--- COLLECTED DATA ---
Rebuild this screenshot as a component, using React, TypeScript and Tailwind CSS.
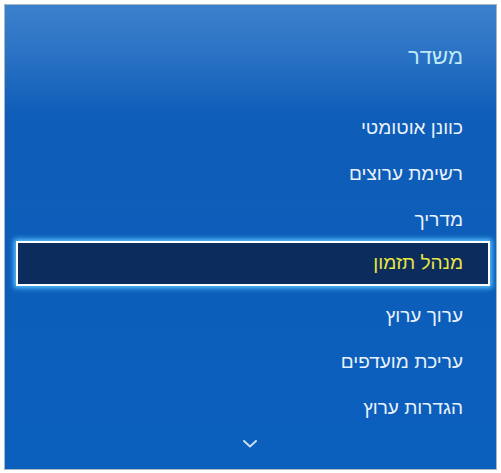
import React from "react";

const items = [
  "כוונן אוטומטי",
  "רשימת ערוצים",
  "מדריך",
  "מנהל תזמון",
  "ערוך ערוץ",
  "עריכת מועדפים",
  "הגדרות ערוץ",
];

const selected = 3;

const App = () => {
  return (
    <div className="w-[501px] h-[473px] bg-white pt-[4px] pl-[4px] pr-[4px] pb-[3px]">
      <div
        dir="rtl"
        className="h-[466px] border border-[#a9b6c4] bg-[linear-gradient(180deg,#3c80cc_0px,#2a72c4_50px,#0e5db8_110px,#0b5fbd_466px)] flex flex-col font-['Liberation_Sans','DejaVu_Sans',sans-serif]"
      >
        <div className="h-[100px] pt-[38px] pr-[33px] text-[22px] leading-[28px] text-[#bfe9f7]">
          משדר
        </div>
        {items.map((item, i) =>
          i === selected ? (
            <div
              key={item}
              className="-mt-[2px] mb-[7px] mr-[6px] ml-[11px] h-[45px] border-2 border-white bg-[#0b2c5c] shadow-[0_0_5px_2px_#5cc6ff] flex items-center pr-[25px] text-[19px] text-[#ece640]"
            >
              {item}
            </div>
          ) : (
            <div
              key={item}
              className="h-[46px] flex items-center pr-[33px] text-[19px] text-[#eaf2fb]"
            >
              {item}
            </div>
          )
        )}
        <div className="flex justify-center pt-[9px]">
          <svg width="14" height="8" viewBox="0 0 14 8" className="mr-[2px]">
            <path d="M1 1 L7 6.5 L13 1" fill="none" stroke="#c9dcf2" strokeWidth="2" strokeLinecap="round" strokeLinejoin="round" />
          </svg>
        </div>
      </div>
    </div>
  );
};

export default App;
---
◆ **WHAT YOU HAVE TO DO**: Repeat the material above in full and unchanged, minus its images.

◆ **RIGHT ANSWER**:
Rebuild this screenshot as a component, using React, TypeScript and Tailwind CSS.
import React from "react";

const items = [
  "כוונן אוטומטי",
  "רשימת ערוצים",
  "מדריך",
  "מנהל תזמון",
  "ערוך ערוץ",
  "עריכת מועדפים",
  "הגדרות ערוץ",
];

const selected = 3;

const App = () => {
  return (
    <div className="w-[501px] h-[473px] bg-white pt-[4px] pl-[4px] pr-[4px] pb-[3px]">
      <div
        dir="rtl"
        className="h-[466px] border border-[#a9b6c4] bg-[linear-gradient(180deg,#3c80cc_0px,#2a72c4_50px,#0e5db8_110px,#0b5fbd_466px)] flex flex-col font-['Liberation_Sans','DejaVu_Sans',sans-serif]"
      >
        <div className="h-[100px] pt-[38px] pr-[33px] text-[22px] leading-[28px] text-[#bfe9f7]">
          משדר
        </div>
        {items.map((item, i) =>
          i === selected ? (
            <div
              key={item}
              className="-mt-[2px] mb-[7px] mr-[6px] ml-[11px] h-[45px] border-2 border-white bg-[#0b2c5c] shadow-[0_0_5px_2px_#5cc6ff] flex items-center pr-[25px] text-[19px] text-[#ece640]"
            >
              {item}
            </div>
          ) : (
            <div
              key={item}
              className="h-[46px] flex items-center pr-[33px] text-[19px] text-[#eaf2fb]"
            >
              {item}
            </div>
          )
        )}
        <div className="flex justify-center pt-[9px]">
          <svg width="14" height="8" viewBox="0 0 14 8" className="mr-[2px]">
            <path d="M1 1 L7 6.5 L13 1" fill="none" stroke="#c9dcf2" strokeWidth="2" strokeLinecap="round" strokeLinejoin="round" />
          </svg>
        </div>
      </div>
    </div>
  );
};

export default App;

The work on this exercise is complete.